China Positions Methalox Long March 10C as Its Commercial Rocket Workhorse After First Booster Recovery
Featured image: [Long March 10B launching from Wenchang on its debut flight, July 10, 2026; credit: CASC]
Three days after recovering its first orbital-class rocket booster at sea, China has laid out its commercial launch strategy: the all-methalox Long March 10C will serve as the country’s primary commercial workhorse, backed by a modular design philosophy and a growing launch infrastructure on Hainan Island.
On July 10, the Long March 10B aced its maiden flight from Wenchang, delivering a satellite to orbit and recovering its first stage using a net-capture system aboard the autonomous recovery ship Linghang Zhe (“Navigator”). It was China’s first successful orbital-class booster recovery, making the country only the second after the United States to achieve the feat.
The Long March 10 Family
The Long March 10 series is built around what CALT (China Academy of Launch Vehicle Technology) calls “one diameter, two types of engines, and three modules,” referring to the 5.0-meter common diameter, the kerolox YF-100 and methalox YF-219 engine families, and three rocket variants:
- Long March 10A: Kerosene/LOX both stages, designed to launch the Mengzhou crew spacecraft for human spaceflight missions. First crewed test flight possible later this year.
- Long March 10B: Kerolox first stage with a methalox second stage. The variant that debuted on July 10. Can deliver 16,000 kilograms to low Earth orbit in reusable mode.
- Long March 10C: All-methalox (both stages), positioned as the commercial workhorse. Expected capacity exceeding 25,000 kilograms to LEO, surpassing the Long March 5B.
The YF-219 methalox engine made its first flight (in vacuum-optimized form) on the July 10 Long March 10B second stage, serving double duty as a test for both the human-rated 10A and the commercial 10C.
The Recovery Milestone
The July 10 booster recovery was a world first in its method. Rather than propulsively landing on a drone ship like SpaceX’s Falcon 9, the Long March 10B first stage used grid fins for atmospheric re-entry, then was caught by a net-and-cable system on the Linghang Zhe. CASC plans to re-fly the recovered booster by the end of 2026.

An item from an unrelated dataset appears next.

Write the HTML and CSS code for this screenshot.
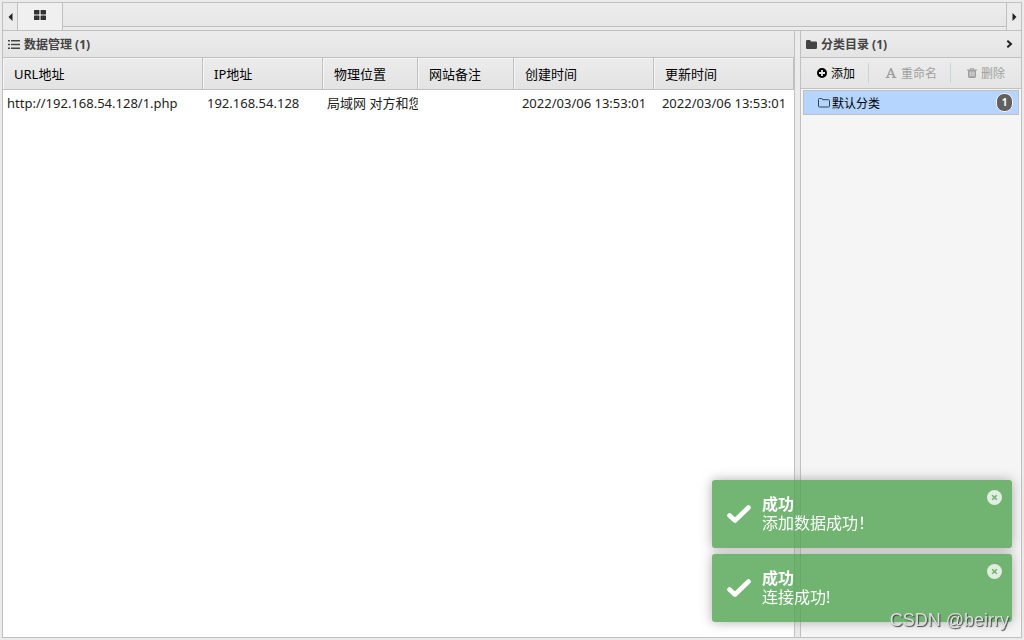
FILE: index.html
```html
<!DOCTYPE html>
<html lang="zh-CN">
<head>
    <meta charset="UTF-8">
    <meta name="viewport" content="width=device-width, initial-scale=1.0">
    <title>数据管理</title>
    <link rel="stylesheet" href="styles.css">
</head>
<body>
    <div class="app">
        <nav class="tabbar">
            <button type="button" class="scroll scroll-left" aria-label="向左">
                <svg width="5" height="8" viewBox="0 0 5 8"><path d="M4.5 0v8L.5 4z"/></svg>
            </button>
            <button type="button" class="tab" aria-label="首页">
                <svg width="12" height="10" viewBox="0 0 12 10"><rect width="5.4" height="4.4" rx=".6"/><rect x="6.6" width="5.4" height="4.4" rx=".6"/><rect y="5.6" width="5.4" height="4.4" rx=".6"/><rect x="6.6" y="5.6" width="5.4" height="4.4" rx=".6"/></svg>
            </button>
            <div class="tab-space"></div>
            <button type="button" class="scroll scroll-right" aria-label="向右">
                <svg width="5" height="8" viewBox="0 0 5 8"><path d="M.5 0v8l4-4z"/></svg>
            </button>
        </nav>

        <main class="panels">
            <section class="panel data-panel">
                <h2 class="panel-title">
                    <svg width="12" height="9" viewBox="0 0 12 9"><path d="M0 0h2v1.600H0zM3 0h9v1.600H3zM0 3.700h2v1.600H0zM3 3.700h9v1.600H3zM0 7.400h2V9H0zM3 7.400h9V9H3z"/></svg>
                    <span>数据管理 (1)</span>
                </h2>
                <table class="grid">
                    <colgroup>
                        <col class="col-url">
                        <col class="col-ip">
                        <col class="col-addr">
                        <col class="col-note">
                        <col class="col-time">
                        <col class="col-time">
                    </colgroup>
                    <thead>
                        <tr>
                            <th>URL地址</th>
                            <th>IP地址</th>
                            <th>物理位置</th>
                            <th>网站备注</th>
                            <th>创建时间</th>
                            <th>更新时间</th>
                        </tr>
                    </thead>
                    <tbody>
                        <tr>
                            <td>http://192.168.54.128/1.php</td>
                            <td>192.168.54.128</td>
                            <td>局域网 对方和您</td>
                            <td></td>
                            <td class="time">2022/03/06 13:53:01</td>
                            <td class="time">2022/03/06 13:53:01</td>
                        </tr>
                    </tbody>
                </table>
            </section>

            <aside class="panel category-panel">
                <h2 class="panel-title">
                    <svg width="11" height="9" viewBox="0 0 11 9"><path d="M0 1.2Q0 0 1.2 0h2.4q1.2 0 1.2 1.4h5q1.2 0 1.2 1.2v5.2Q11 9 9.8 9H1.2Q0 9 0 7.8z"/></svg>
                    <span>分类目录 (1)</span>
                    <button type="button" class="collapse" aria-label="收起">
                        <svg width="7" height="8" viewBox="0 0 7 8"><path d="M1.3.7L5 4 1.3 7.3" fill="none" stroke="#222" stroke-width="2"/></svg>
                    </button>
                </h2>
                <div class="toolbar">
                    <button type="button">
                        <svg width="10" height="10" viewBox="0 0 10 10"><path fill-rule="evenodd" d="M5 0a5 5 0 100 10A5 5 0 005 0zM4.1 2h1.8v2.1H8v1.8H5.9V8H4.1V5.9H2V4.1h2.1z"/></svg>
                        <span>添加</span>
                    </button>
                    <button type="button" disabled>
                        <svg width="12" height="10" viewBox="0 0 12 10"><path fill-rule="evenodd" d="M5.4 0h1.2l3.5 8.5q.2.6 1.4.7v.8H6.9v-.8q1.2-.1 1-.7L7.4 7H3.9l-.4 1.2q-.3.9 1 1v.8H.5v-.8q1-.1 1.4-1zM5.6 2.4L4.3 6H7z"/></svg>
                        <span>重命名</span>
                    </button>
                    <button type="button" disabled>
                        <svg width="10" height="10" viewBox="0 0 10 10"><path fill-rule="evenodd" d="M3.4 0h3.2l.6 1.4H10v1.2H9v6Q9 10 7.8 10H2.2Q1 10 1 8.6v-6H0V1.4h2.8zM3.9.8l-.3.6h2.8L6.1.8zM2.700 3.500v4.700h.9V3.500zM4.600 3.500v4.700h.9V3.500zM6.500 3.500v4.700h.9V3.500z"/></svg>
                        <span>删除</span>
                    </button>
                </div>
                <ul class="categories">
                    <li>
                        <a href="#" class="category">
                            <svg width="12" height="10" viewBox="0 0 12 10"><path d="M.5 1.5q0-1 1-1h2q1 0 1 1.200h6q1 0 1 1v5.300q0 1-1 1h-9q-1 0-1-1z" fill="none" stroke="#345"/></svg>
                            <span>默认分类</span>
                            <b class="count">1</b>
                        </a>
                    </li>
                </ul>
            </aside>
        </main>
    </div>

    <div class="toasts">
        <div class="toast" role="status">
            <svg width="24" height="18" viewBox="0 0 24 18"><path d="M2.500 10.500l5.500 5L21.500 2.500" fill="none" stroke="#fff" stroke-width="4.600" stroke-linecap="round" stroke-linejoin="round"/></svg>
            <div class="message">
                <strong>成功</strong>
                <p>添加数据成功！</p>
            </div>
            <button type="button" class="close" aria-label="关闭">
                <svg width="15" height="15" viewBox="0 0 15 15"><circle cx="7.500" cy="7.500" r="7.500" fill="#fff"/><path d="M5.200 5.200l4.600 4.600M9.800 5.200L5.200 9.800" stroke="#51a351" stroke-width="1.600"/></svg>
            </button>
        </div>
        <div class="toast" role="status">
            <svg width="24" height="18" viewBox="0 0 24 18"><path d="M2.500 10.500l5.500 5L21.500 2.500" fill="none" stroke="#fff" stroke-width="4.600" stroke-linecap="round" stroke-linejoin="round"/></svg>
            <div class="message">
                <strong>成功</strong>
                <p>连接成功!</p>
            </div>
            <button type="button" class="close" aria-label="关闭">
                <svg width="15" height="15" viewBox="0 0 15 15"><circle cx="7.500" cy="7.500" r="7.500" fill="#fff"/><path d="M5.200 5.200l4.600 4.600M9.800 5.200L5.200 9.800" stroke="#51a351" stroke-width="1.600"/></svg>
            </button>
        </div>
    </div>
    <div class="watermark">CSDN @beirry</div>
</body>
</html>
```
FILE: styles.css
```css
* {
    box-sizing: border-box;
}
body {
    margin: 0;
    padding: 2px;
    height: 100vh;
    overflow: hidden;
    background-color: #ebebeb;
    color: #000;
    font-family: "Noto Sans", "Noto Sans CJK SC", sans-serif;
    font-size: 12px;
}
h2, p, ul {
    margin: 0;
    padding: 0;
}
svg {
    display: block;
    flex: none;
    fill: currentColor;
}
button {
    padding: 0;
    border: none;
    background: none;
    color: inherit;
    font: inherit;
    cursor: pointer;
}
.app {
    display: flex;
    flex-direction: column;
    height: calc(100vh - 4px);
    border: 1px solid #c0c0c0;
}
/* tabs */
.tabbar {
    display: flex;
    height: 28px;
    border-bottom: 1px solid #c0c0c0;
    color: #333;
}
.scroll {
    display: flex;
    align-items: center;
    justify-content: center;
    width: 15px;
    color: #222;
}
.scroll-left {
    border-right: 1px solid #c0c0c0;
}
.scroll-right {
    border-left: 1px solid #c0c0c0;
}
.tab {
    display: flex;
    align-items: center;
    justify-content: center;
    width: 45px;
    padding-bottom: 3px;
    border-right: 1px solid #c0c0c0;
    background-color: #f0f0f0;
}
.tab-space {
    flex: 1;
    margin-bottom: 3px;
    border-bottom: 1px solid #c0c0c0;
    background: linear-gradient(#ededed, #e6e6e6);
}
/* panels */
.panels {
    flex: 1;
    display: grid;
    grid-template-columns: 1fr 221px;
    gap: 5px;
    min-height: 0;
}
.panel {
    min-width: 0;
}
.data-panel {
    border-right: 1px solid #c0c0c0;
    background-color: #fff;
}
.category-panel {
    border-left: 1px solid #c0c0c0;
    background-color: #f5f5f5;
}
.panel-title {
    display: flex;
    align-items: center;
    gap: 4px;
    height: 27px;
    padding: 0 5px;
    border-bottom: 1px solid #c0c0c0;
    background: linear-gradient(#ececec, #e4e4e4);
    color: #444;
    font-size: 12px;
    font-weight: bold;
}
.collapse {
    margin-left: auto;
    padding: 4px 3px;
}
/* data table */
.grid {
    width: 100%;
    table-layout: fixed;
    border-collapse: separate;
    border-spacing: 0;
    font-size: 13px;
    line-height: 20px;
}
.col-url {
    width: 200px;
}
.col-ip {
    width: 120px;
}
.col-addr {
    width: 95px;
}
.col-note {
    width: 96px;
}
.grid th {
    height: 32px;
    padding: 0 11px;
    border-right: 1px solid #c0c0c0;
    border-bottom: 1px solid #c0c0c0;
    background: linear-gradient(#ececec, #e3e3e3);
    box-shadow: inset 1px 1px 0 #f6f6f6;
    font-weight: normal;
    text-align: left;
}
.grid td {
    height: 26px;
    padding: 0 0 0 4px;
    overflow: hidden;
    white-space: nowrap;
    color: #222;
}
.grid .time {
    padding: 0;
    text-align: center;
}
/* categories */
.toolbar {
    display: flex;
    align-items: center;
    height: 31px;
    border-bottom: 1px solid #c0c0c0;
    background: linear-gradient(#ececec, #e4e4e4);
}
.toolbar button {
    display: flex;
    align-items: center;
    gap: 4px;
    height: 20px;
    padding: 0 13px 0 16px;
}
.toolbar button + button {
    border-left: 1px solid #c5d5da;
}
.toolbar button:disabled {
    color: #a0a0a0;
    cursor: default;
}
.categories {
    padding: 1px 2px;
    list-style: none;
}
.category {
    display: flex;
    align-items: center;
    gap: 2px;
    height: 25px;
    padding: 0 5px 0 14px;
    border: 1px solid #c0c0c0;
    background-color: #b5d5ff;
    color: #000;
    text-decoration: none;
}
.count {
    width: 17px;
    height: 19px;
    margin-left: auto;
    border: 1px solid #f5f5f5;
    border-radius: 8px;
    background-color: #606060;
    color: #fff;
    font-size: 10px;
    line-height: 17px;
    text-align: center;
}
/* notifications */
.toasts {
    position: fixed;
    right: 12px;
    bottom: 18px;
    display: grid;
    gap: 6px;
    width: 300px;
}
.toast {
    display: flex;
    align-items: center;
    height: 68px;
    padding: 0 10px 0 15px;
    border-radius: 3px;
    background-color: #51a351;
    box-shadow: 0 0 12px #999;
    color: #fff;
    font-size: 16px;
    line-height: 19px;
    opacity: 0.8;
}
.message {
    padding-left: 11px;
}
.message strong {
    display: block;
}
.close {
    align-self: flex-start;
    margin: 10px 0 0 auto;
    opacity: 0.8;
}
.watermark {
    position: fixed;
    right: 15px;
    bottom: 9px;
    color: #ddd;
    font-family: "Liberation Sans", sans-serif;
    font-size: 18px;
    line-height: 22px;
    text-shadow: 1px 1px 1px #444;
}
```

“The Long March 10B will reuse the first stages from Long March 10A flights,” Yang Yuguang, chair of the Space Transportation Committee of the International Astronautical Federation, told Chinese state media. “The 10B, with its methalox second stage, will be used for commercial missions, while also serving the role of accumulating flight data for the Long March 10A first stage and further improving its reliability.”
Commercial Infrastructure
CALT is working with Hainan Commercial Launch (HICAL) on pads 3 and 4 at the Hainan commercial spaceport. Both pads are expected to be launch-capable by the end of 2026, easing what has been a significant launch infrastructure bottleneck.
“The Long March 10C is under intensive development and will strongly promote the industrialization of China’s space transportation industry in the future,” said Qian Hang, a CALT researcher. “The modularization will significantly improve the efficiency of future rocket manufacturing, assembly, testing, and launch.”
The 10C’s all-methalox first stage will be larger and more powerful than the 10A/B kerolox stage, likely requiring a larger recovery vessel or a different recovery approach.
The Broader Picture
China now has two major state-owned lineages developing reusable medium-lift launch vehicles. CALT runs the Long March 10 series and the commercial Jielong solid rocket line. SAST (Shanghai Academy of Spaceflight Technology) is developing the methalox Long March 12A and has its own commercial subsidiary, China Commercial Rocket Co., which recently completed a recapitalization from 1.396 billion yuan to 4.172 billion yuan (approximately $616 million), with SAST vastly increasing its investment.
Meanwhile, private Chinese companies continue their own development. Landspace’s methalox Zhuque-3 is expected to conduct its second flight in August 2026. CASC is also developing 7-meter-diameter rockets as an intermediate step toward the super-heavy Long March 9.